## Requirement
Reproduce all lines of the listing below in which the word "this" occurs.

## Listed entries
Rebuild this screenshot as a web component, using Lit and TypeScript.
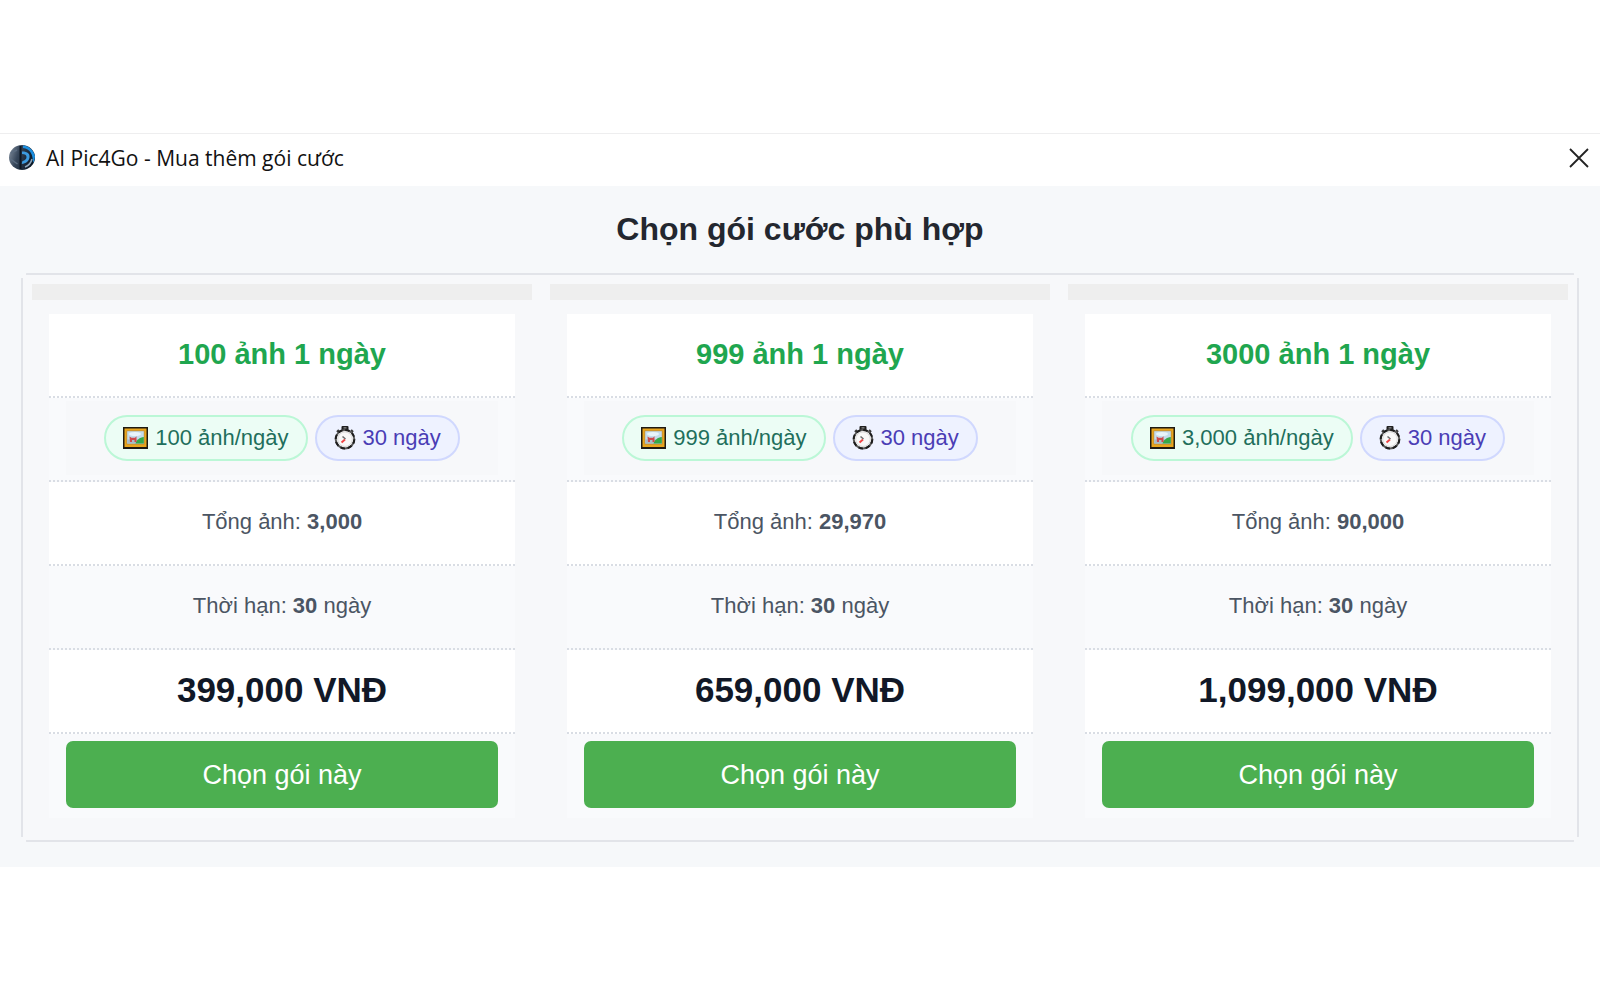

...

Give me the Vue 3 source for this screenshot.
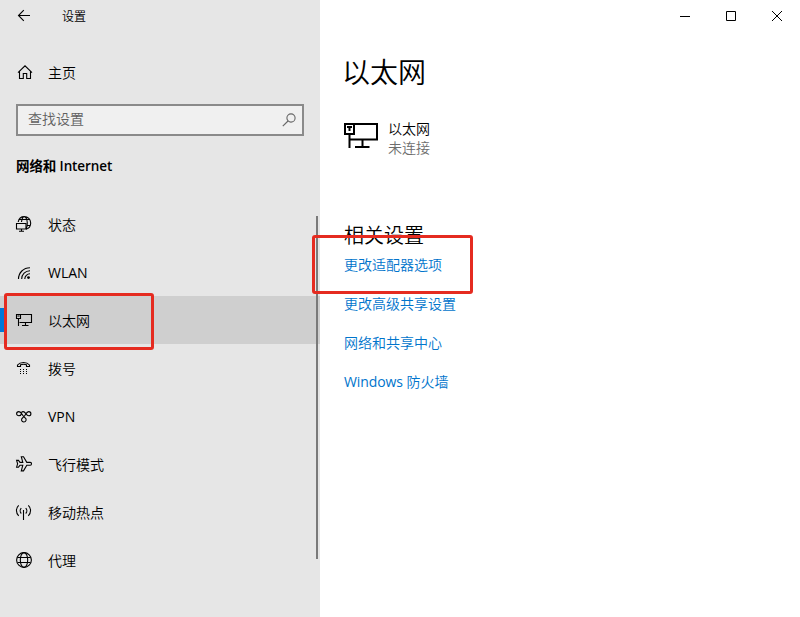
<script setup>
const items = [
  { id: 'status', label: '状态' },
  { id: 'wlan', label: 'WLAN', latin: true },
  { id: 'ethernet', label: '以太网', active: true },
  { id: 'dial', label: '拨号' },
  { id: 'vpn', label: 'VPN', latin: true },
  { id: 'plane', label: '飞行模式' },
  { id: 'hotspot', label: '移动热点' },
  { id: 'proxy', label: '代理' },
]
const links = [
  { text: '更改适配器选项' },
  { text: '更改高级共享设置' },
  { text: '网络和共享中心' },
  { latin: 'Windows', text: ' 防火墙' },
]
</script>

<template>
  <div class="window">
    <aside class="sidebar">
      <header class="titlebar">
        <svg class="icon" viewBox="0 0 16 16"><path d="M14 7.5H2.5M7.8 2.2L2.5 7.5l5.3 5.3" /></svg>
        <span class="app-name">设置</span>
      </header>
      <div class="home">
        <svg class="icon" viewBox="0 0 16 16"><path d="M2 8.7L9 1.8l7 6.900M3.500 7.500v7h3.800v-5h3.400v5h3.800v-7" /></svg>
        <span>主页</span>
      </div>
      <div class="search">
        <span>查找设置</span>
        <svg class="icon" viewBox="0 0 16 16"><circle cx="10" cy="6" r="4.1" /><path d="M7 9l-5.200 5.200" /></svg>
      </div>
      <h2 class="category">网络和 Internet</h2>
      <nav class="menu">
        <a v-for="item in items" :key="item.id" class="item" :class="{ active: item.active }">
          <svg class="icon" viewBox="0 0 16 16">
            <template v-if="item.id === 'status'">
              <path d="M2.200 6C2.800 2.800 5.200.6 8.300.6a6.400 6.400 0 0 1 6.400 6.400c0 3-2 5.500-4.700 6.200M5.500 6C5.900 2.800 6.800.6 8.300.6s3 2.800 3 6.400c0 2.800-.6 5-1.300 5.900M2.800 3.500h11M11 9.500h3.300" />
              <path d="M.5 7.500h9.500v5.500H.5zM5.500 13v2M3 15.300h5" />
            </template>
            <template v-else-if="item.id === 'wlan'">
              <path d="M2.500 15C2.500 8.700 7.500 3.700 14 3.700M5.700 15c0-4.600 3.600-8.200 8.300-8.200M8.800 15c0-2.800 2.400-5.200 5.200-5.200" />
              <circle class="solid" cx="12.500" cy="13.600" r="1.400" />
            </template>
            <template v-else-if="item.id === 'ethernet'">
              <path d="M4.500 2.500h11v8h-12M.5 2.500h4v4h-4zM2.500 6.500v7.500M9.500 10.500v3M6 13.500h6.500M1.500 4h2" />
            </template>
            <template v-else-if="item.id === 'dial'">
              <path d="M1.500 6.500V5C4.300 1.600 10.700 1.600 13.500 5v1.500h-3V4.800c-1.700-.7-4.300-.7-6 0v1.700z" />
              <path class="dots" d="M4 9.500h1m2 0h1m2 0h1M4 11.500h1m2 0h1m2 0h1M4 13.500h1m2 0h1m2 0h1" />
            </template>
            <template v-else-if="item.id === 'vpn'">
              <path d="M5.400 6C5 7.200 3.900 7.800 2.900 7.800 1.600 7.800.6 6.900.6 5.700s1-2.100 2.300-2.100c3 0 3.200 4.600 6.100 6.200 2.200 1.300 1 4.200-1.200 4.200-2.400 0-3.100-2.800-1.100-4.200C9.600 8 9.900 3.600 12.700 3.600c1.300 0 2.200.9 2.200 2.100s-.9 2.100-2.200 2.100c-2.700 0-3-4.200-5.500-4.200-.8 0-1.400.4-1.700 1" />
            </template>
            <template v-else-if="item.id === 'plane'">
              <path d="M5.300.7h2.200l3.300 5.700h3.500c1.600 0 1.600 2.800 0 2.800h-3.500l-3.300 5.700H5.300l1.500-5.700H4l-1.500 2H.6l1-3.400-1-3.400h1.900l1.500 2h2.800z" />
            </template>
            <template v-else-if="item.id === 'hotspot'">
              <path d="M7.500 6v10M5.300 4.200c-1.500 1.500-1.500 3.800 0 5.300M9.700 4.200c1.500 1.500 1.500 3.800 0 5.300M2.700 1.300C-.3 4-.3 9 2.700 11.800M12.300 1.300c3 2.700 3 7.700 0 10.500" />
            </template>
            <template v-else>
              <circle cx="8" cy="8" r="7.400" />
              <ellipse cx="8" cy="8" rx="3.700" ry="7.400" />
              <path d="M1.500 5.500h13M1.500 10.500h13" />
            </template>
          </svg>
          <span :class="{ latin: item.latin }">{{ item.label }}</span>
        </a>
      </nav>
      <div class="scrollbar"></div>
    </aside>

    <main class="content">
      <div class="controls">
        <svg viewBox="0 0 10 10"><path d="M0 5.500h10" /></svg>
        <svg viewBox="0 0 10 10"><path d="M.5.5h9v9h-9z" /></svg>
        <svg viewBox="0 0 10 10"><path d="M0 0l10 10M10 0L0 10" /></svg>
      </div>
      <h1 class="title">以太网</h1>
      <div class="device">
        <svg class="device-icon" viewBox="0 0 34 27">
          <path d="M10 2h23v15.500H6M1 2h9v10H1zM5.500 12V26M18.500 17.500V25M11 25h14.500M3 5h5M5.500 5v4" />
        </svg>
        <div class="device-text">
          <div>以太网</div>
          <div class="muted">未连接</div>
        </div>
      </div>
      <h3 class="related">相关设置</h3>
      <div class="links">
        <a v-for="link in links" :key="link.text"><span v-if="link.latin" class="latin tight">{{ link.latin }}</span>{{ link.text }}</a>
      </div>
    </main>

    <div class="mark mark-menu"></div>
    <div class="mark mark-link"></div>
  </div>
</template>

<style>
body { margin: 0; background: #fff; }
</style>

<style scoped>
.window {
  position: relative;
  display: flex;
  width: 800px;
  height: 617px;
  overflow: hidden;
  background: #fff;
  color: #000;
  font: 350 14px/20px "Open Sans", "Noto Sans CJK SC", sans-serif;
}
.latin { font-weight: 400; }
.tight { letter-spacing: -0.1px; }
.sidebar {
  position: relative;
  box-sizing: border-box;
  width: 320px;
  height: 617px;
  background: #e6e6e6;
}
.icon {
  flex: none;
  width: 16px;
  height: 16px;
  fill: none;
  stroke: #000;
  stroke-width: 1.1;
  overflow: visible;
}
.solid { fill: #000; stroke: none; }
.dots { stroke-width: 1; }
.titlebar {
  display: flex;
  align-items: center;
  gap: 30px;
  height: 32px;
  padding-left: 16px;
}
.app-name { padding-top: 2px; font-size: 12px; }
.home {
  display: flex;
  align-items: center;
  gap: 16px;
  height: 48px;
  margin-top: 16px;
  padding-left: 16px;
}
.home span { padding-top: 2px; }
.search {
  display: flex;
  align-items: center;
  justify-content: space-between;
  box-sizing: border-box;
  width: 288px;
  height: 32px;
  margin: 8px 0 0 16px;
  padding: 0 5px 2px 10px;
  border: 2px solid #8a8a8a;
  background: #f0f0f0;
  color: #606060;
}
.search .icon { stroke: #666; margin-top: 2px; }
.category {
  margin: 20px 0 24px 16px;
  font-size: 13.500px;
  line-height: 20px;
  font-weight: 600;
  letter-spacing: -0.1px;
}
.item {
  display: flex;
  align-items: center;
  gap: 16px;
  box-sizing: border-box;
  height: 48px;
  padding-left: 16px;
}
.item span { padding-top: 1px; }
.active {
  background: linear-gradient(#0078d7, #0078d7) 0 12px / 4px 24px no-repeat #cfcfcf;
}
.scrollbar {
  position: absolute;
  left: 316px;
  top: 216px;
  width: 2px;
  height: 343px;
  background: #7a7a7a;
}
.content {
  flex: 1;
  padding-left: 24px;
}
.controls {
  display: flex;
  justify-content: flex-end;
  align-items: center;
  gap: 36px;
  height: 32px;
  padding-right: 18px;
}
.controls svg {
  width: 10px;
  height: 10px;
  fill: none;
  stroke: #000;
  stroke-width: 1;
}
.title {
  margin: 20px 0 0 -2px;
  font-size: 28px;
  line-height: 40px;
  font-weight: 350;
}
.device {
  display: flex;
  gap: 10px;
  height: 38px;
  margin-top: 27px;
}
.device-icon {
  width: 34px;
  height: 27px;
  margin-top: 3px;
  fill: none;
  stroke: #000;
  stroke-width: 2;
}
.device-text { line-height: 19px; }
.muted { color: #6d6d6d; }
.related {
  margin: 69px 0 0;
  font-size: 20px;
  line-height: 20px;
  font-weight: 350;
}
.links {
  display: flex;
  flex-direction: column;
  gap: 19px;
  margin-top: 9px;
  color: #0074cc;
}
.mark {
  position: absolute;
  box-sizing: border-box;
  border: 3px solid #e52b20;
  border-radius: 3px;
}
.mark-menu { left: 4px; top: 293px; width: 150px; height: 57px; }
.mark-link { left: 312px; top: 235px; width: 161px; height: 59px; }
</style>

## Completed exercise
Rebuild this screenshot as a web component, using Lit and TypeScript.
Give me the Vue 3 source for this screenshot.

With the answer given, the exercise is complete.